ぼくらがここにいるふしぎ。

しばらく(1年ぐらい)放置してて、逃避的にちょいと再開したらこのフレーズが出てきて何だか遠い目に。卒業祝いにもらったんだよな藤崎詩織シングル。俺、その頃はアニメ作品のタイアップゲームは手出ししててもギャルゲーと称されるあれらには全く手出ししてなかったんだよな。それを指摘したら「新しい世界を切り開いて下さい」とか抜かしやがってな。まさかあれが言霊となってここに導かれるとは当時は思いもしなかったな。ってゆか上のフレーズぐぐったら8000件引っかかってるんですけど。世界はギャルゲで出来ているのかやっぱり。
 
荒川工の脚本の立板に水な喋りはしばしば声優付きとなじまない。にも関わらず、荒川のひとは一見するとアニメちっくにすら見える動的な会話や演出に固執する。階段を二人で降りてて追い越されるタイミングにOPに切り替わるなんてのはノベルゲームの止め絵でやるには厳しい演出です。あるいは細かく動く顔ウィンドウ。指定めんどくさそーなこの演出にどれだけ時間をかけたやら。「Quarrtett!」(Littlewitch)と比較すれば漫画的でも映像的でもないのは一発でわかる。
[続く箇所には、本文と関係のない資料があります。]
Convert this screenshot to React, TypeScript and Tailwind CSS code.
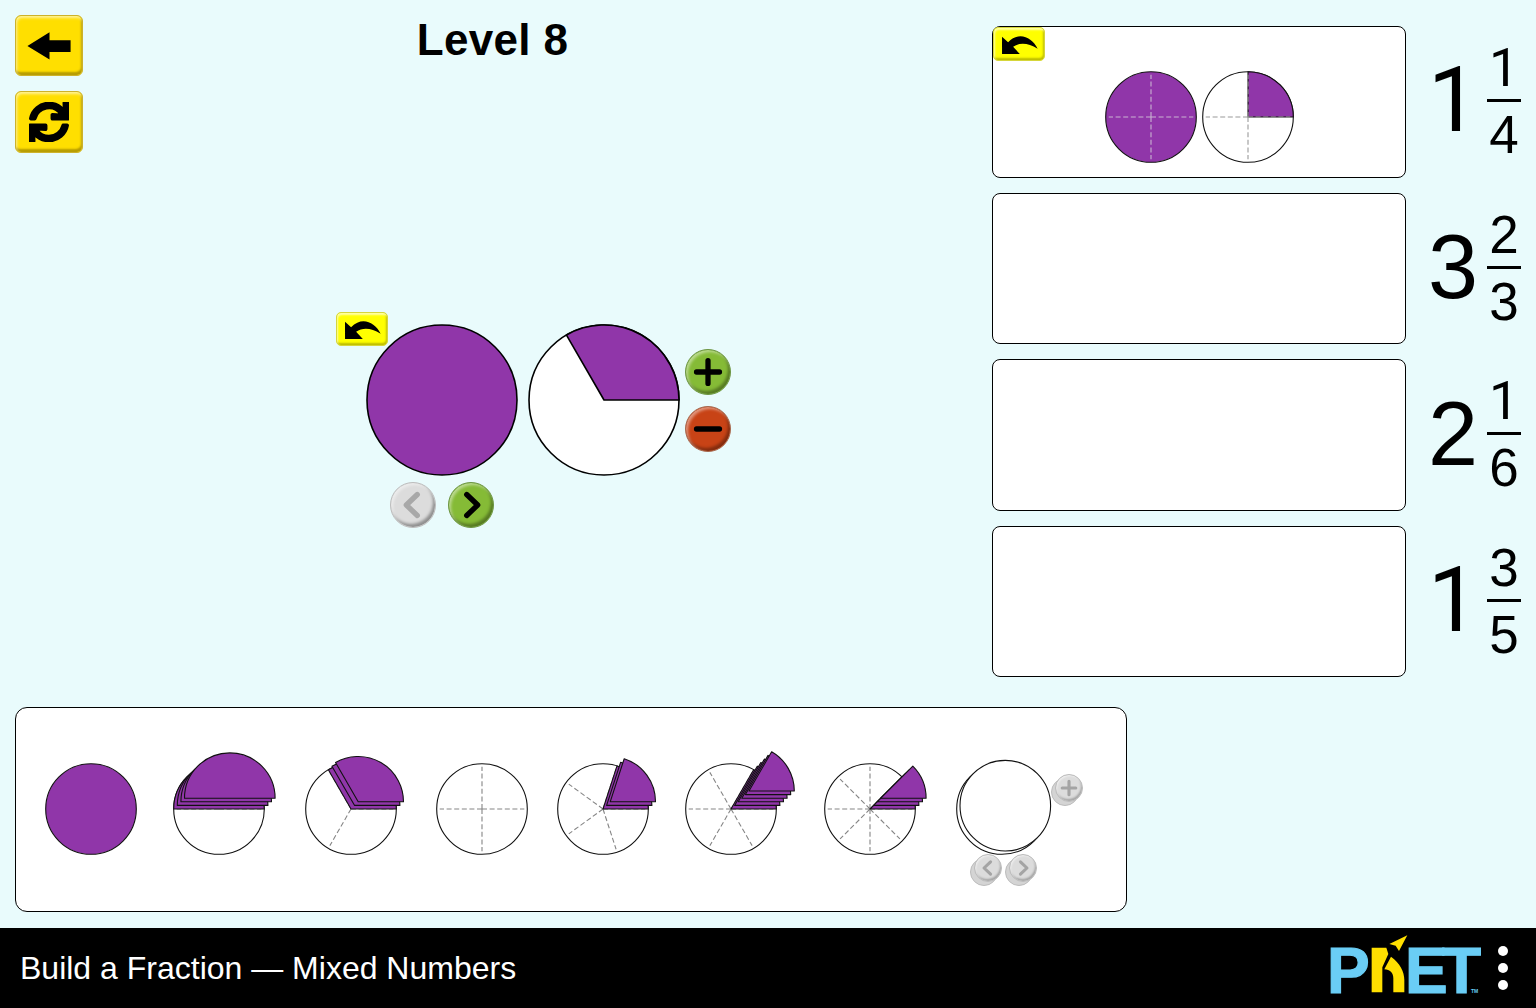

多分、舞台的という言葉が一番近いのは荒川のひとだけど、でもそれ以上にやはりゲームシナリオの文法だと感じます。エピソードごとの時間経過や場所移動は常に「・・・」だけというのも実にそんなかんじで。個人的に思い出すのはサターン版レイアースなど。まあ、RPGでもAVGでも、登場人物の掛け合い漫才、コメディパートはこんな感じです。そのように過去の(PCエンジンやサターンの頃の)ゲームのシナリオを継承しているのなら、シナリオの内にゲーム的な要素を取り込まないのはむしろ納得のいく話。それらはゲームの合間の幕間劇として発展していったものだから、顔ウィンドウが画面上、つまるところ奥行きのない表層で動き回るほうが自然だし、会話もまたテッテして表層のみで展開し続けるのが正しい。背景は奥行きのある立体三次元空間などではない。立ち絵が無造作に背景の前に立ち、あげくに立ち絵で位置関係を演出したり(「君が望む永遠」)あるいは立ち絵が芝居をはじめたり(「Fate/staynight」)するようなことにはならない。絵で芝居をするときはミニウィンドウが用意される。これまた表層的。
荒川のひとの登場人物はゲームの奥に踏み込まない。閉じた世界に立ち入らない。彼らは境界の存在であり続けるわけで、要するに物語的ということです。